Now I find myself living this life far away from music academia. I am probably kind of weird to most people - I live in the country, grow a garden and raise animals. I stay at home all day. I have more than 2 children and I homeschool them. We don’t watch television and do “strange” things for entertainment, such as birdwatching, reading, or going for walks. The list could go on…
The thing is, though, I don’t really feel weird. I am so enjoying the life that I am living at this point. I’m not advocating that everyone in the world lives the same life that I do, but I’m happy with where I’m at.
Obviously, whatever the lifestyle someone chooses (or finds themself in), there will be struggles. We don’t have struggles with getting everyone home at the same time to have dinner together because of various family members’ activities or getting children to daycare on time.

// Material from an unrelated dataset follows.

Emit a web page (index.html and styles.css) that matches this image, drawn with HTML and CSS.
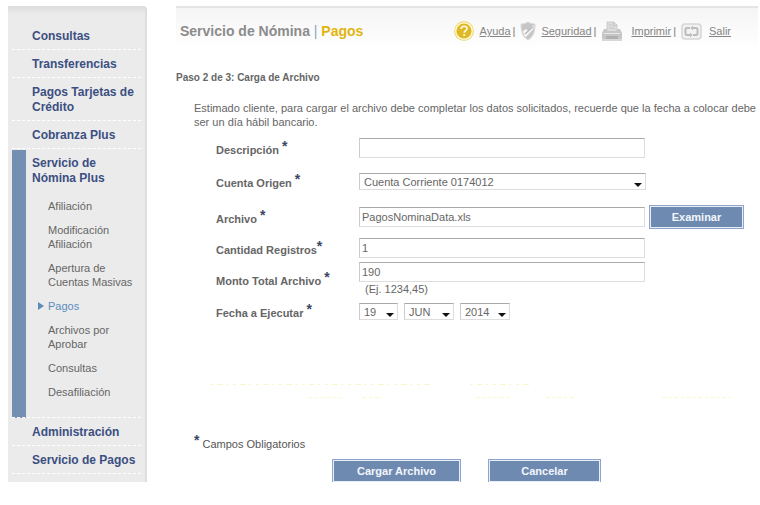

We don’t have to argue about which TV program or movie to watch.
We do, however, struggle with getting our garden to grow without pests destroying it. We struggle as we learn patience with one another through homeschooling. We struggle to deal lovingly with one another when we are tired and grumpy and would rather just tune out by watching TV. I get frustrated when I would just rather be alone to do what I want to do instead of taking care of arguing children - again.
My point is this: Although there are always the everyday struggles, I am so thankful to be right where I am at this particular point in time. Would I say the same thing if I were in a small apartment building in a bad part of town where my children were exposed to all sorts of violence? I would hope so. You see, joy is an amazing thing. It is possible to be joyful in any circumstance! Joy doesn’t mean that you think everything is perfect, because nothing will be perfect in this human lifetime. Sometimes it’s easy to look at someone else’s life and think that you would be happy if only your life was like theirs. I’ve done this too many times before. It only leads to less happiness on my own end.
A commenter on this blog once said that is sounded like I was “living a dream!” I felt kind of strange hearing that comment, because although I am thankful to be where I am now, I hope that she feels the same way about her life as well.
I realize that this post may be a bit “rambley”, but I just wanted to express how thankful I am to be where I am, but at the same time how “real” my life still is. Living life to the fullest and enjoying each day is something that we should all strive for, isn’t it?
[Note: Am I advocating that you should never try and better your situation? Of course not. We all have aspirations and dreams of things that we want to do. I don't think there's anything wrong with that, as long as we are able to have a joyful and content attitude along the way. ]
Let me share a few glimpses into our lives this past week:

Excitedly awaiting a new neice - just a few more weeks!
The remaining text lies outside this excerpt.